Two further monographic chapters follow Melsetter, one on Phoebe Traquair, the other on Sir Robert Lorimer. Traquair was master in an astonishing variety of crafts; Lorimer was not far short of an architectural genius. For both of them, too, respect for the art of the past was key. One of Lorimer’s first successes was, for instance, the restoration in the 1890s of Earlshall, a 16th-century castellated house in Fife. Crucially, however, Lorimer and Traquair and others like them did not treat the past as a pattern book. Rather it was a source of ideas, to be learnt from, but not simply imitated.

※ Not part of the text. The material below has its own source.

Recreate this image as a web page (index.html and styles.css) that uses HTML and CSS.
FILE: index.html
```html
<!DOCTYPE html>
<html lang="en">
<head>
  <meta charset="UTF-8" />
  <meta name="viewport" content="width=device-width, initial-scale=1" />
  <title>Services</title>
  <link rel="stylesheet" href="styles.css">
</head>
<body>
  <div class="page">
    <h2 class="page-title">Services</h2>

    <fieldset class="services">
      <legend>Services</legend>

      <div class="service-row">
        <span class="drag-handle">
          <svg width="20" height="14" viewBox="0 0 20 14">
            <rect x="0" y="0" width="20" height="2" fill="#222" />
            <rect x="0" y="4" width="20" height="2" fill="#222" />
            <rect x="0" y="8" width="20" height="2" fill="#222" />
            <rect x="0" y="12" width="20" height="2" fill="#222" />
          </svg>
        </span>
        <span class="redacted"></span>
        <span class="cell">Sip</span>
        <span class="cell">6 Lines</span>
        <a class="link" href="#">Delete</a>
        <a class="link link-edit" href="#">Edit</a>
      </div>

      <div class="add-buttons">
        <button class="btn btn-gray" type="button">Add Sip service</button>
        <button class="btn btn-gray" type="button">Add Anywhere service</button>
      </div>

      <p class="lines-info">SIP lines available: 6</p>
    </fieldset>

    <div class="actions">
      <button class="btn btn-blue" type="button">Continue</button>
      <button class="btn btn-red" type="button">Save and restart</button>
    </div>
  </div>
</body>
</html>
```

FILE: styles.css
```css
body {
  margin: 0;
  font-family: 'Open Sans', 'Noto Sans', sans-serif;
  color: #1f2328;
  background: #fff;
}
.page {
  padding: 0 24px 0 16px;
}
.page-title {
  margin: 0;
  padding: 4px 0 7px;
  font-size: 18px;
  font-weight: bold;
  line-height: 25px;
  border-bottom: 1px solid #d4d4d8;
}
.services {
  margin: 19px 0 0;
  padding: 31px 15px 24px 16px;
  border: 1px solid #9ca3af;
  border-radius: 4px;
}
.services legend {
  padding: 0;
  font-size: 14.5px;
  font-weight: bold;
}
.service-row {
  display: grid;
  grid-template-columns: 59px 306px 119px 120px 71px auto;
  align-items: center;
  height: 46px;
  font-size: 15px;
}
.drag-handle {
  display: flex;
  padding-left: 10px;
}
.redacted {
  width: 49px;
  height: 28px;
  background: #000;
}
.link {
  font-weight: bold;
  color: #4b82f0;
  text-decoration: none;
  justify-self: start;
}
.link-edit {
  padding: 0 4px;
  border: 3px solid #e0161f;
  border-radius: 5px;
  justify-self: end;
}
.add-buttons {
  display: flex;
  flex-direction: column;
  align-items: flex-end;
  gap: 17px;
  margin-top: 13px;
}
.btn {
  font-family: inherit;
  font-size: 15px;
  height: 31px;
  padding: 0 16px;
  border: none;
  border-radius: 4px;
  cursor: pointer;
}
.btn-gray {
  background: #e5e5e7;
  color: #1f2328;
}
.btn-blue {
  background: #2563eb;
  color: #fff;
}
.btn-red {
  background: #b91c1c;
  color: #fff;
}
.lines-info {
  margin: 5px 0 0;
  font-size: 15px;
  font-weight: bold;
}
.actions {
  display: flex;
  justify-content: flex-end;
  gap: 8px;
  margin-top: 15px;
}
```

This was by no means incompatible with being modern, although the strength of the hold that these ideas had in Scotland may have contributed to Scots resistance to imported notions of modernity.

The last part of the book deals with the period between 1900 and 1914 and concludes with Lorimer’s Scottish National War Memorial. Lorimer was a pupil of Rowand Anderson and as a national shrine the latter’s Scottish National Portrait Gallery is the war memorial’s obvious precedent. A vehicle of expression for a whole society, co-operatively produced, the war memorial is nevertheless the single most ambitious expression of Arts and Crafts ideals in Scotland. Notably, too, in contrast to the very different and still prevailing ethos of Modernism, the artists involved subordinated their individuality to the discipline of the co-operative effort. That really was the Arts and Crafts ideal. Indeed Crane argued that the greatest art as we see it in the cathedrals of the Middle Ages is anonymous. It is not surprising that the leaders of the movement were Socialists, even if that sits uncomfortably with building beautiful country houses for the rich. What Carruthers doesn’t notice, however, is a different political dimension: how Hugh MacDiarmid and JD Fergusson both tried to adapt Arts and Crafts ideals to modern Scotland by seeing the great ships built on the Clyde as masterpieces of anonymous co-operation, modern cathedrals in fact. Arts and Crafts ideas penetrated the Scottish artistic consciousness very deeply.

The illustration of Carruthers’s book is witness to the richness of the art this movement produced – even later than she allows. Reginald Fairlie, a pupil of Lorimer, designed the National Library in the 1930s. In the Arts and Crafts tradition, Hew Lorimer (Sir Robert’s son) was commissioned to decorate it with sculptures of the Liberal Arts. The building was not completed till the 1950s, however, and Hew told me later that he had originally planned to fill with flowers the empty apron of Poetry, the beautiful central figure, but by the time he came to do the work, taste had changed so much nothing so frivolous or decorative was acceptable any more. It is a measure of how much Scotland’s art and architecture were once dominated by the Arts and Crafts Movement, but how quickly and completely we turned our back on it. This book reminds us to look again at this rich heritage.